21 – Editorial

¿Al fin la posguerra?

Se acercan momentos decisivos y claves en la historia de Colombia, que influirán y a veces determinarán la historia y la literatura del porvenir. No será un amanecer repentino o un parto sin dolor. Pasarán muchos altibajos, ires y venires, pero somos optimistas que vendrá un nuevo amanecer. “No hay mal que dure cien años ni cuerpo que lo resista”, dice el refrán popular. Esperemos que así sea.

Estaban frescos los acontecimientos del 20 de julio de 1810 cuando se iniciaron las guerras fratricidas en nuestro país, que continuaron por todo el siglo XIX hasta 1902. Se dice que murieron más de 40 mil colombianos. Durante la primera mitad del siglo XX vivimos una “relativa paz”, pues no hubo guerras declaradas y “sólo” murieron 4.000 huelguistas en las bananeras de Ciénaga en 1928 y muchos otros pobladores a lo largo y ancho de la geografía de la patria. Es difícil calcular el número de fallecidos por la violencia oficial contra un movimiento gremial emergente en ese período.

Vino después la llamada Época de la Violencia, de 1948 a 1957, con cerca de 300 mil muertos. Y finalmente el conflicto actual, con un cálculo de 220 mil asesinados. Y en estas dos últimas violencias, con millones y millones de desplazados y exiliados políticos. Y el despojo de la tierra también de millones de hectáreas, con verdaderas contrarreformas agrarias que concentraron al máximo la propiedad.
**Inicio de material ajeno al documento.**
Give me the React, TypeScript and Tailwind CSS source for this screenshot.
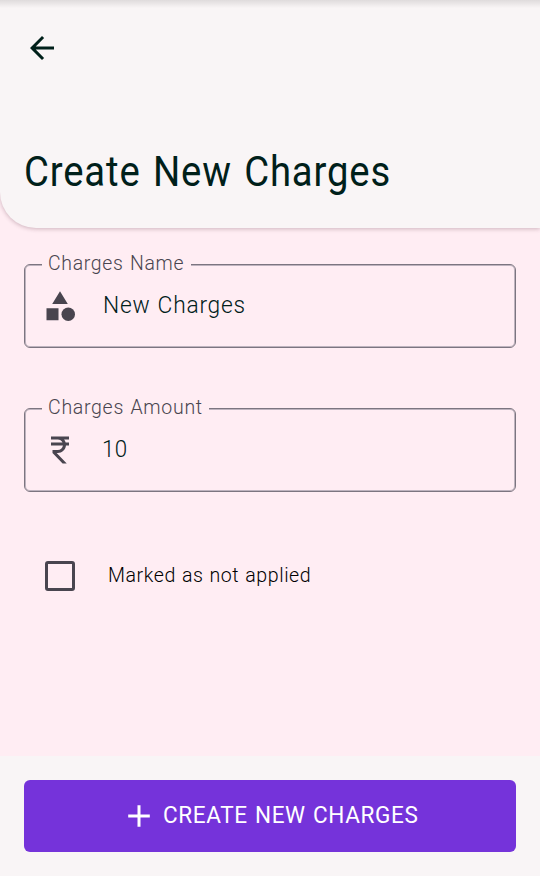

El centro de todas esas guerras y violencias desde la independencia de España ha sido la lucha por la tierra, por su posesión y por mantener a nuestra patria en el pasado, en un régimen oscurantista y retrógrado, contra los que desean un país moderno, más equitativo, con una distribución de la tierra diferente y con ideas, costumbres y leyes modernas. Mientras otros países alcanzaron a ponerse a tono con la época, nosotros seguimos durante años y años en la horrible noche del oscurantismo. Con una “democracia” sin golpes de Estado, pero con más desaparecidos y muertos que allí donde los militares zapatearon la democracia.

Prácticamente toda nuestra literatura ha girado en torno a esta disyuntiva. Se ha llegado a hablar incluso de la sicaresca colombiana. El olor a pólvora y a sangre ha contaminado nuestro entorno. Las disputas más insignificantes, incluso las de los niños, se resuelven con voleteos, anónimos y con amenazas y asesinatos.

No creemos en un mundo ideal sin conflictos ni contradicciones. La cuestión es que se resuelvan por las vías del diálogo, la discusión oral o escrita, con el respeto por la diferencia, como ocurre en muchas partes del mundo moderno. Queremos, como dice el lugar común, un país donde quepamos todos. Donde no se juegue fútbol con las cabezas de los campesinos y se les aplique la motosierra, ni se secuestre a civiles y se les asesine como a los diputados del Valle y a los políticos en Urrao, ni se vista a civiles inocentes de combatientes y se presenten como bajas en combate, mal llamados “falsos positivos”.

Confiamos en que pronto unos y luego otros razonarán y entrarán en el juego de la disputa parlamentaria, entendida ésta como la del parlamento, la de la palabra, la de las ideas, la de ganarse la confianza sin amenazas. Que se respete y se defienda a todos los que abracen este camino y no se organicen campañas de exterminio como las ya vividas.

Que entremos en una sociedad moderna, civilizada, que dejemos de ser un pueblo bárbaro. Que la reconciliación sea una realidad.

Ése es nuestro anhelo. Y seguro lo vamos a lograr.

Veremos, entonces, surgir una nueva historia y una nueva literatura de la posguerra. Y el hedor a sangre poco a poco irá desapareciendo.